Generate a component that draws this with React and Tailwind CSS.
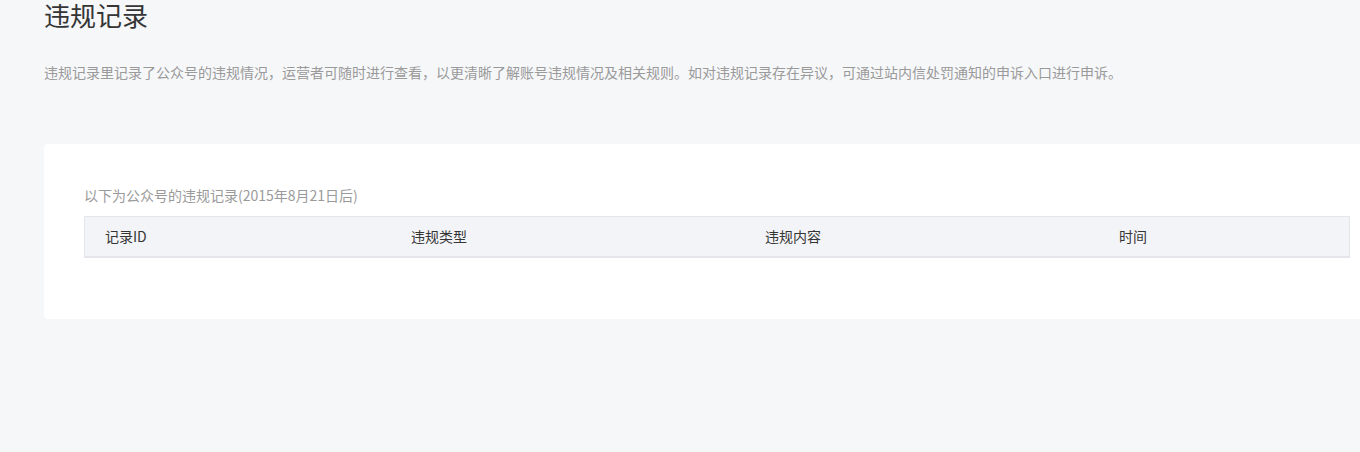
export default function App() {
  const cols = ["记录ID", "违规类型", "违规内容", "时间"];

  return (
    <div
      className="w-[1360px] h-[452px] overflow-hidden bg-[#f6f7f9] text-[#353535]"
      style={{ fontFamily: '"Noto Sans CJK SC", "Noto Sans", sans-serif' }}
    >
      <div className="pl-[44px]">
        <h2 className="text-[26px] leading-[30px] font-normal text-[#353535]">违规记录</h2>
        <p className="mt-[34px] text-[14px] leading-[16px] text-[#9a9a9a]">
          违规记录里记录了公众号的违规情况，运营者可随时进行查看，以更清晰了解账号违规情况及相关规则。如对违规记录存在异议，可通过站内信处罚通知的申诉入口进行申诉。
        </p>

        <div className="mt-[64px] w-[1346px] h-[175px] bg-white rounded-[4px] px-[40px] pt-[41px]">
          <p className="text-[14px] leading-[20px] text-[#9a9a9a]">以下为公众号的违规记录(2015年8月21日后)</p>
          <div className="mt-[11px] w-[1266px] h-[42px] grid grid-cols-[306px_354px_354px_1fr] items-center bg-[#f3f4f7] border border-b-2 border-[#e4e6eb] pl-[20px] text-[14px]">
            {cols.map((c) => (
              <div key={c}>{c}</div>
            ))}
          </div>
        </div>
      </div>
    </div>
  );
}
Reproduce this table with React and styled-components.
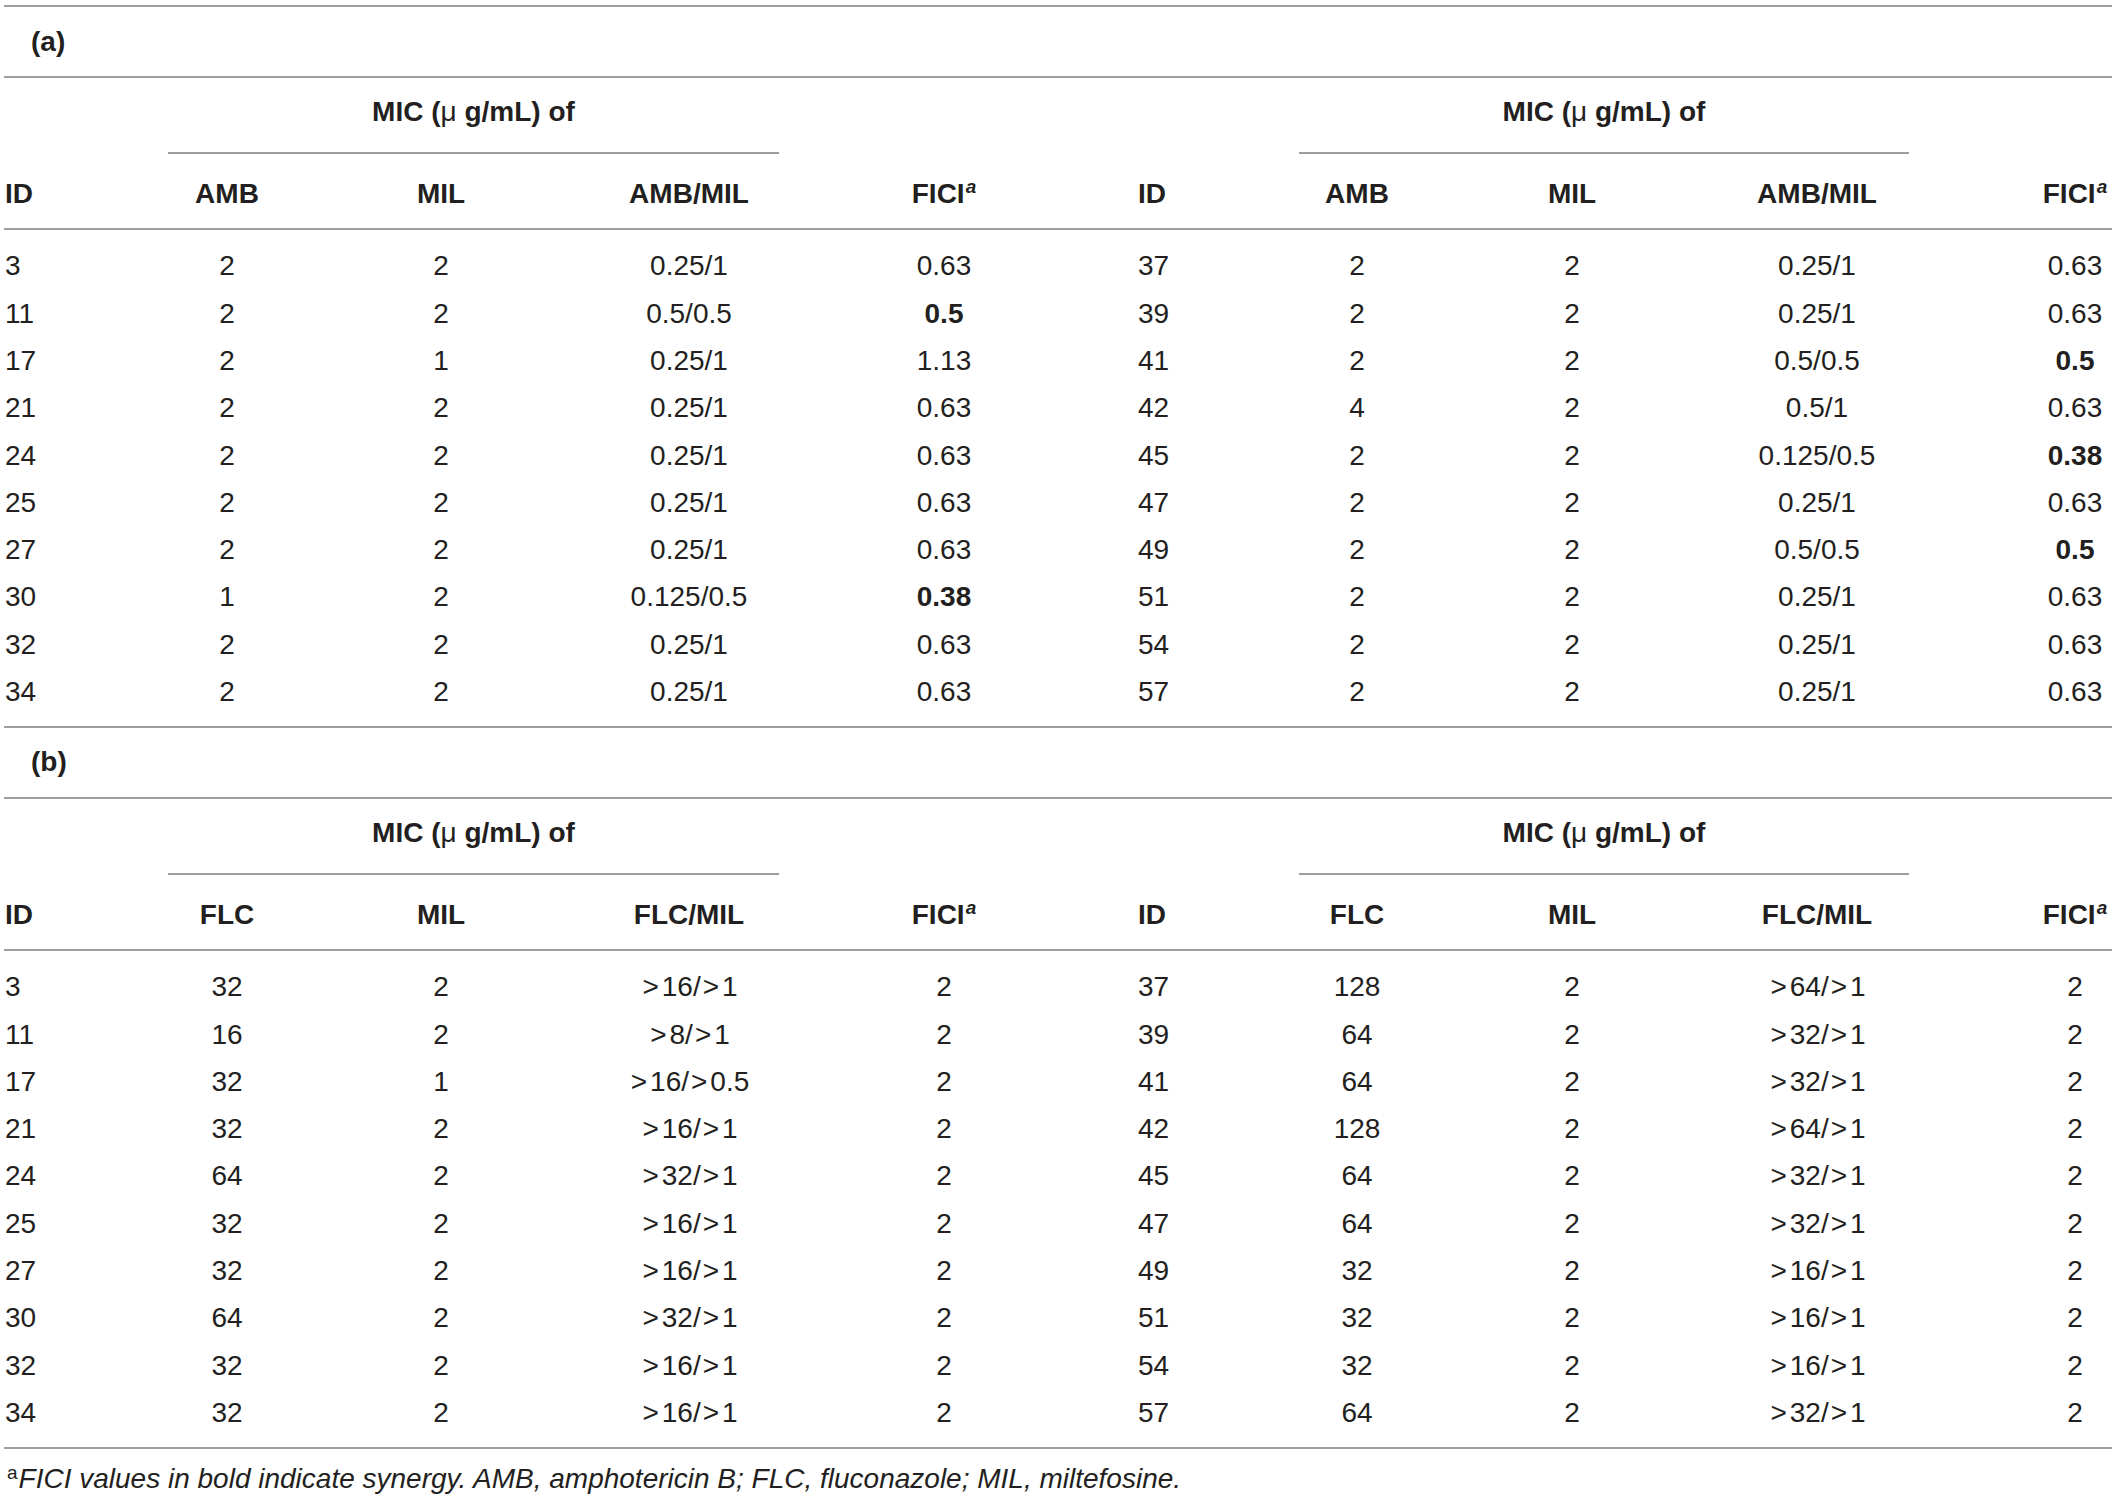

##########

What the task asks: Reproduce each entry precisely. Leave the pictures out.

Task result:
Generate a component that draws this with React and Tailwind CSS.
export default function App() {
  const cols = ["记录ID", "违规类型", "违规内容", "时间"];

  return (
    <div
      className="w-[1360px] h-[452px] overflow-hidden bg-[#f6f7f9] text-[#353535]"
      style={{ fontFamily: '"Noto Sans CJK SC", "Noto Sans", sans-serif' }}
    >
      <div className="pl-[44px]">
        <h2 className="text-[26px] leading-[30px] font-normal text-[#353535]">违规记录</h2>
        <p className="mt-[34px] text-[14px] leading-[16px] text-[#9a9a9a]">
          违规记录里记录了公众号的违规情况，运营者可随时进行查看，以更清晰了解账号违规情况及相关规则。如对违规记录存在异议，可通过站内信处罚通知的申诉入口进行申诉。
        </p>

        <div className="mt-[64px] w-[1346px] h-[175px] bg-white rounded-[4px] px-[40px] pt-[41px]">
          <p className="text-[14px] leading-[20px] text-[#9a9a9a]">以下为公众号的违规记录(2015年8月21日后)</p>
          <div className="mt-[11px] w-[1266px] h-[42px] grid grid-cols-[306px_354px_354px_1fr] items-center bg-[#f3f4f7] border border-b-2 border-[#e4e6eb] pl-[20px] text-[14px]">
            {cols.map((c) => (
              <div key={c}>{c}</div>
            ))}
          </div>
        </div>
      </div>
    </div>
  );
}
Reproduce this table with React and styled-components.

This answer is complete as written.